Literally, the ending can be summed up as; "I need to tell you something I only know because you told me, but not really because it relies on you not doing a thing you will do if I don't tell you the thing you told me because you didn't." And don't give me that bullshit that all her trauma with her daughter was because she got unstuck in time, that is so beyond ridiculous as to be mind-numbingly stupid equal to every Shyamalan movie barring The 6th Sense. All to basically suggest none of it happened and therefore I shouldn't be invested *at all* in ANY of her actions, because they mean so little to begin with. It would also be inexcuseable to have that line; "If you want science, go talk to your father." Even though psycholinguistics is an interdisciplinary field in science, but putting even that aside... it would also mean I shouldn't give a shit in any of the chemistry of the cast members to begin with. Which if that was the case, good ... because there was none.
It also means that Banks is just a god-awful person through and through who learns nothing and ultimately treats her daughter like shit despite knowing ahead of time not to ... so perhaps you don't want to read too much into that theory. Also don't give me the garbage that living fragmented time makes it impossible for her to understand her actions in between moments, because she wouldn't have been able to make that phonecall if she couldn't. That last action insists the universe we operate in is both indeterministic and possibly suggests the capacity for humans to have free will. So she could, 100%, shape all elements of her reality. Including not being short-tempered arsewipe to her daughter.
Seriously, yelling at your daughter asking you for a word substitute for something when you're a fucking linguist and rubbing it in her face with a backhand how her parents have split up? AND you know that's wrong and you have literally been given God-like powers to undo it through postcognition of knowing you will say it and the power to not do so?

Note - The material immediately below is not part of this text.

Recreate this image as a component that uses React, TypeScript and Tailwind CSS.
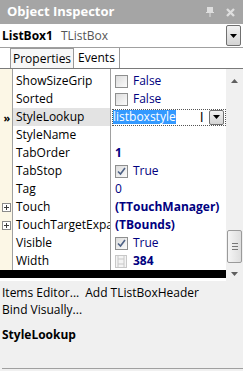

None of this movie makes sense and it was entirely ripped from another story to begin with, so it's not like they're treading unfamiliar territory.
This is what people gave two thumbs up about. This. The ending to this film is not merely lazy, not merely thoughtless, not merely schizophrenic ... it's just bad. You know what this movie is? Space Gods. And apparently Space Gods need help and humanity needs to be Space Gods, too. Because reasons. Which won't be given. Because reasons.
There was nothing in this movie that was smart, witty or original. Because none of it made sense ... and I will fight you if you pretend otherwise. Fuck the critics. While I'm at it, fuck all critics. You're as bad as the game reviewers that favourably compared the writing in Mass Effect to the script of The Godfather II.
The aliens? They were the Chinese. Their writing is like Chinese characters. And that would be a clever critique of international relations and the insane lengths we go to to paint other cultures as so alien to our own rather than realize the common bonds between all of mankind. Insanely clever. But no... we didn't get that movie, did we? Now... compare this with District 9. Same story, same elements, one actually makes sense. Watch District 9 instead. Or 2001: A Space Odyssey. Literally every other 'movie-about-aliens-but-not-really' is better or at least watchably bad at worst compared to this pile of rot congealed tripe of mindfuckingly awful dimensions.
I lost brain capacity for this film. Its only redeeming value is remembering how much I miss Stanley Kubrick.
We didn't get a good movie in Arrival because we tried to make the aliens as aliens. Not allegories or symbols of humanity as it exists or through the ages. Only by trying to make the aliens truly alien to our existence, we inadvertantly make people realise how they are actually connected to knowledge of a shared universe we inhabit with nothing else in direct comparison to it.
This isn't bad by the way. This is why good monster movies work. Whether Alien(s), whether Romero zombie films, whether Ash vs. the Evil Dead. All good monster movies are based on constructed human virtues (or their self-expository negation). (Good) zombie films highlight the innate fear in all humans that in truth, if we strip away the veneer of civility and intellect, that we are nothing more than merely mindless consumers of self. Barren of any real identificatory qualities beyond a figment of a shared visage that is in the end as if rotting in the slow march of death that is ever present.
(edit) Ditto for aliens in this regards. It requires either humanity in its reflection, or something that is inimical to any of its beauty without. Whether in Star Trek or Lovecraftian mythology respectively. In Star Trek the aliens represent us, and thus we can tell when they're good or bad by the moderation that the actual humans on screen bring to the equation. The humans (physically) are the humans (subjectively) telling other humans (as in aliens) to tone it down (or you'll catch a phaser beam between the eyes).
This isn't (necessarily) bad storytelling, either. Because it allows us to even appreciate the other 'alien' cultures. For instance, the best thing about DS9 was Quark and Garak. Quark was undeniably a pacifist, who when you take all his other qualities allow us to appreciate even those of differing political outlooks separate from those who would resonate with the political landscape of the Federation. With Garak's morality, when you think about it, actually make sense. How you can appreciate the beauty of the idea that justice needs to be seen and celebrated when put in action. Do not mourn that a crime has taken place, celebrate that it is an example for which to set those of wayward thoughts into place. That there is a certain 'feel good' in the idea of enforced penitence through the celebration of justice to be had, whether we want to admit it to ourselves or not.